3. Policy makers must be nimble in today's global economy. No matter how well we manage our affairs, Canada is not an island. Continual adjustment to external shocks is an accepted fact of monetary policy, with the Bank of Canada executing mid-course changes as needed. Yet we deny fiscal policy makers the same leeway. Equating a deficit with political failure, regardless of changing circumstances, acts as a deterrent for elected leaders to react quickly to emerging crises.

4. Honesty and transparency suffer. If balancing an annual budget is a precondition to be re-elected, we can be sure the government in power will make it look balanced. The IMF has criticized rigid fiscal responsibility laws for just this reason – they create incentives to game the books, rather than addressing budget challenges forthrightly.

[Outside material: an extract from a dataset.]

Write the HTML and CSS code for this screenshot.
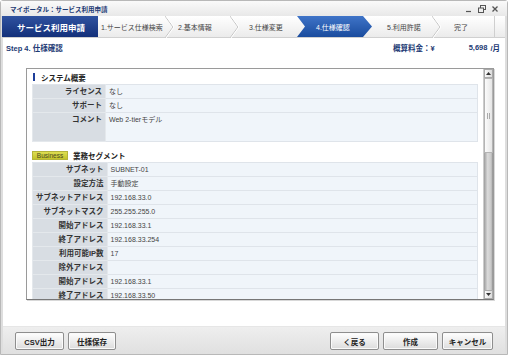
FILE: index.html
```html
<!DOCTYPE html>
<html lang="ja">
<head>
    <meta charset="UTF-8">
    <title>サービス利用申請</title>
    <link rel="stylesheet" href="styles.css">
</head>
<body>
    <div class="window">
        <div class="titlebar">
            <span class="title">マイポータル：サービス利用申請</span>
            <div class="controls">
                <svg width="8" height="8" viewBox="0 0 8 8"><path d="M1 6.5h5" stroke="#555" stroke-width="1.2"/></svg>
                <svg width="8" height="8" viewBox="0 0 8 8"><rect x="2.5" y="0.5" width="5" height="4" fill="none" stroke="#555"/><rect x="0.5" y="3" width="5" height="4.5" fill="#eee" stroke="#555"/></svg>
                <svg width="8" height="8" viewBox="0 0 8 8"><path d="M1.5 1.5l5 5M6.5 1.5l-5 5" stroke="#555" stroke-width="1.3"/></svg>
            </div>
        </div>

        <div class="steps">
            <div class="brand">サービス利用申請</div>
            <div class="step s1">1.サービス仕様検索</div>
            <svg class="chev" width="9" height="22" viewBox="0 0 9 22"><polyline points="0,0 8,11 0,22" fill="none" stroke="#c4c4c4"/><polyline points="1,0 9,11 1,22" fill="none" stroke="#fff"/></svg>
            <div class="step s2">2.基本情報</div>
            <svg class="chev" width="9" height="22" viewBox="0 0 9 22"><polyline points="0,0 8,11 0,22" fill="none" stroke="#c4c4c4"/><polyline points="1,0 9,11 1,22" fill="none" stroke="#fff"/></svg>
            <div class="step s3">3.仕様変更</div>
            <div class="step active">4.仕様確認</div>
            <div class="step s5">5.利用許諾</div>
            <svg class="chev" width="9" height="22" viewBox="0 0 9 22"><polyline points="0,0 8,11 0,22" fill="none" stroke="#c4c4c4"/><polyline points="1,0 9,11 1,22" fill="none" stroke="#fff"/></svg>
            <div class="step s6">完了</div>
        </div>

        <div class="page">
            <div class="stepinfo">
                <span class="step-title">Step 4. 仕様確認</span>
                <span class="fee">概算料金：¥</span>
                <span class="price">5,698</span>
                <span class="unit">/月</span>
            </div>

            <div class="panel">
                <div class="scroll-content">
                    <div class="section-head"><span class="bar"></span>システム概要</div>
                    <table class="spec">
                        <tr><th>ライセンス</th><td>なし</td></tr>
                        <tr><th>サポート</th><td>なし</td></tr>
                        <tr class="tall"><th>コメント</th><td>Web 2-tierモデル</td></tr>
                    </table>

                    <div class="section-head second"><span class="badge">Business</span>業務セグメント</div>
                    <table class="spec">
                        <tr><th>サブネット</th><td>SUBNET-01</td></tr>
                        <tr><th>設定方法</th><td>手動設定</td></tr>
                        <tr><th>サブネットアドレス</th><td>192.168.33.0</td></tr>
                        <tr><th>サブネットマスク</th><td>255.255.255.0</td></tr>
                        <tr><th>開始アドレス</th><td>192.168.33.1</td></tr>
                        <tr><th>終了アドレス</th><td>192.168.33.254</td></tr>
                        <tr><th>利用可能IP数</th><td>17</td></tr>
                        <tr><th>除外アドレス</th><td></td></tr>
                        <tr><th>開始アドレス</th><td>192.168.33.1</td></tr>
                        <tr><th>終了アドレス</th><td>192.168.33.50</td></tr>
                        <tr><th>&nbsp;</th><td></td></tr>
                    </table>
                </div>
                <div class="scrollbar">
                    <div class="sb-btn"><svg width="5" height="3" viewBox="0 0 5 3"><path d="M0 3L2.5 0L5 3z" fill="#333"/></svg></div>
                    <div class="sb-thumb"><span class="grip"></span></div>
                    <div class="sb-track"></div>
                    <div class="sb-btn"><svg width="5" height="3" viewBox="0 0 5 3"><path d="M0 0L2.5 3L5 0z" fill="#333"/></svg></div>
                </div>
            </div>
        </div>

        <div class="footer">
            <button class="btn w49">CSV出力</button>
            <button class="btn w48">仕様保存</button>
            <span class="spacer"></span>
            <button class="btn w49">く戻る</button>
            <button class="btn w55">作成</button>
            <button class="btn w51">キャンセル</button>
        </div>
    </div>
</body>
</html>
```

FILE: styles.css
```css
html, body {
    margin: 0;
    padding: 0;
}
body {
    width: 508px;
    height: 355px;
    overflow: hidden;
    font-family: "Liberation Sans", "Noto Sans CJK JP", sans-serif;
    color: #333;
    background: #fff;
}
.window {
    box-sizing: border-box;
    height: 355px;
    border: 1px solid #b8b8b8;
    border-radius: 3px 3px 0 0;
    background: #dedede;
    display: flex;
    flex-direction: column;
}
.titlebar {
    height: 15px;
    flex: none;
    display: flex;
    align-items: center;
    padding: 0 8px 0 9px;
    background: linear-gradient(#fafafa, #e8e8e8);
}
.title {
    font-size: 6.5px;
    font-weight: bold;
    color: #1d3a74;
    flex: 1;
}
.controls {
    display: flex;
    gap: 5px;
}
.steps {
    height: 22px;
    flex: none;
    display: flex;
    margin: 0 2px 0 1px;
    background: linear-gradient(#ffffff, #ebebeb);
    border-bottom: 1px solid #d0d0d0;
    box-sizing: border-box;
}
.brand {
    width: 96px;
    flex: none;
    background: linear-gradient(#2f52a0, #13307a);
    color: #fff;
    font-size: 8.5px;
    font-weight: bold;
    display: flex;
    align-items: center;
    justify-content: center;
    padding-left: 2px;
    box-sizing: border-box;
}
.step {
    flex: none;
    font-size: 7px;
    color: #444;
    display: flex;
    align-items: center;
    box-sizing: border-box;
    white-space: nowrap;
}
.chev {
    flex: none;
    display: block;
}
.s1 { width: 67px; padding-left: 3px; }
.s2 { width: 56px; padding-left: 4px; }
.s3 { width: 58px; padding-left: 10px; }
.active {
    width: 75px;
    padding-left: 19px;
    color: #fff;
    background: linear-gradient(#3f74c8, #1a4c9e);
    clip-path: polygon(0 0, calc(100% - 9px) 0, 100% 50%, calc(100% - 9px) 100%, 0 100%, 8px 50%);
}
.s5 { width: 60px; padding-left: 15px; }
.s6 {
    width: 54px;
    padding-left: 13px;
    border-right: 1px solid #cfcfcf;
}
.page {
    flex: 1;
    margin: 0 2px;
    background: #fff;
    display: flex;
    flex-direction: column;
    min-height: 0;
}
.stepinfo {
    height: 18px;
    flex: none;
    display: flex;
    align-items: center;
    padding: 0 5px 0 3px;
    font-size: 7.5px;
    font-weight: bold;
    color: #1d3a74;
}
.step-title {
    flex: 1;
}
.fee {
    margin-right: 34px;
}
.price {
    margin-right: 3px;
}
.panel {
    margin: 12px 11px 0 23px;
    height: 232px;
    box-sizing: border-box;
    border: 1px solid #9a9a9a;
    border-bottom-color: #777;
    box-shadow: 1px 1px 0 #d8d8d8;
    display: flex;
    overflow: hidden;
}
.scroll-content {
    flex: 1;
    padding: 1px 5px 0 5px;
    overflow: hidden;
}
.section-head {
    height: 14px;
    display: flex;
    align-items: center;
    font-size: 7.5px;
    font-weight: bold;
    color: #222;
}
.section-head.second {
    margin-top: 6px;
}
.bar {
    width: 2px;
    height: 8px;
    background: #1e3e9a;
    margin: 0 6px 0 1px;
}
.badge {
    width: 36px;
    height: 9px;
    box-sizing: border-box;
    background: linear-gradient(#dede52, #c2c22a);
    border: 1px solid #b4b43a;
    color: #4a4a20;
    font-size: 6.5px;
    font-weight: normal;
    display: flex;
    align-items: center;
    justify-content: center;
    margin-right: 5px;
}
.spec {
    width: 100%;
    border-collapse: collapse;
    font-size: 7px;
}
.spec th, .spec td {
    height: 13px;
    padding: 0 3px;
    border: 1px solid #dfe4ea;
    border-top: none;
    line-height: 13px;
    vertical-align: top;
}
.spec th {
    width: 66px;
    text-align: right;
    font-weight: bold;
    font-size: 7.5px;
    color: #333;
    background: #d8dde3;
    white-space: nowrap;
    border-color: #e4e8ec;
}
.spec td {
    background: #f0f5fa;
    color: #444;
}
.spec tr:first-child th, .spec tr:first-child td {
    border-top: 1px solid #dfe4ea;
}
.spec tr.tall th, .spec tr.tall td {
    height: 28px;
}
.scrollbar {
    width: 9px;
    flex: none;
    display: flex;
    flex-direction: column;
    background: #eee;
    border-left: 1px solid #ccc;
}
.sb-btn {
    height: 9px;
    flex: none;
    display: flex;
    align-items: center;
    justify-content: center;
    background: linear-gradient(90deg, #fafafa, #dcdcdc);
    border: 1px solid #aaa;
    box-sizing: border-box;
}
.sb-thumb {
    height: 75px;
    flex: none;
    box-sizing: border-box;
    border: 1px solid #b4b4b4;
    background: linear-gradient(90deg, #fbfbfb, #e6e6e6);
    display: flex;
    align-items: center;
    justify-content: center;
}
.grip {
    width: 3px;
    height: 6px;
    border-left: 1px solid #aaa;
    border-right: 1px solid #aaa;
    box-sizing: border-box;
}
.sb-track {
    flex: 1;
    background: linear-gradient(90deg, #9c9c9c, #dadada 40%, #c8c8c8 80%, #8c8c8c);
}
.footer {
    height: 28px;
    flex: none;
    display: flex;
    align-items: flex-start;
    gap: 4px;
    padding: 5px 12px 0 12px;
    box-sizing: border-box;
    margin: 0 2px;
    background: linear-gradient(#eeeeee, #e0e0e0);
    border-top: 1px solid #e6e6e6;
}
.spacer {
    flex: 1;
}
.btn {
    height: 18px;
    padding: 0;
    border: 1px solid #8e8e8e;
    border-radius: 2px;
    background: linear-gradient(#ffffff, #dcdcdc);
    font-family: "Liberation Sans", "Noto Sans CJK JP", sans-serif;
    font-size: 7.5px;
    font-weight: bold;
    color: #222;
    box-shadow: inset 0 0 0 1px #fafafa;
}
.w48 { width: 48px; }
.w49 { width: 49px; }
.w55 { width: 55px; }
.w51 { width: 51px; }
```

5. It distracts from more important stuff. Whether a budget is in the black or red matters less than how it got that way. Is the government making wise revenue and spending choices for today and for the longer term? Or are decisions driven by short term thinking, designed mainly to create the appearance of budget balance? And if taxes or expenditures are being adjusted, have the costs and benefits been spread around in the fairest and most productive way possible?

Expect to hear more on this topic over the coming months as Ottawa unveils the details of its proposed law. Several provinces as well as other countries have tried balanced budget laws. Studies have found reason to doubt their value, citing the five concerns above, among others. Much depends on crafting a law that is flexible enough to handle both moderate downturns and more severe recessions, promotes transparency, and allows for borrowing to fund longer term investments, over and above an obsession with the annual bottom line. Handcuffing fiscal policy makers of the future with simplistic legislation would do more harm than good.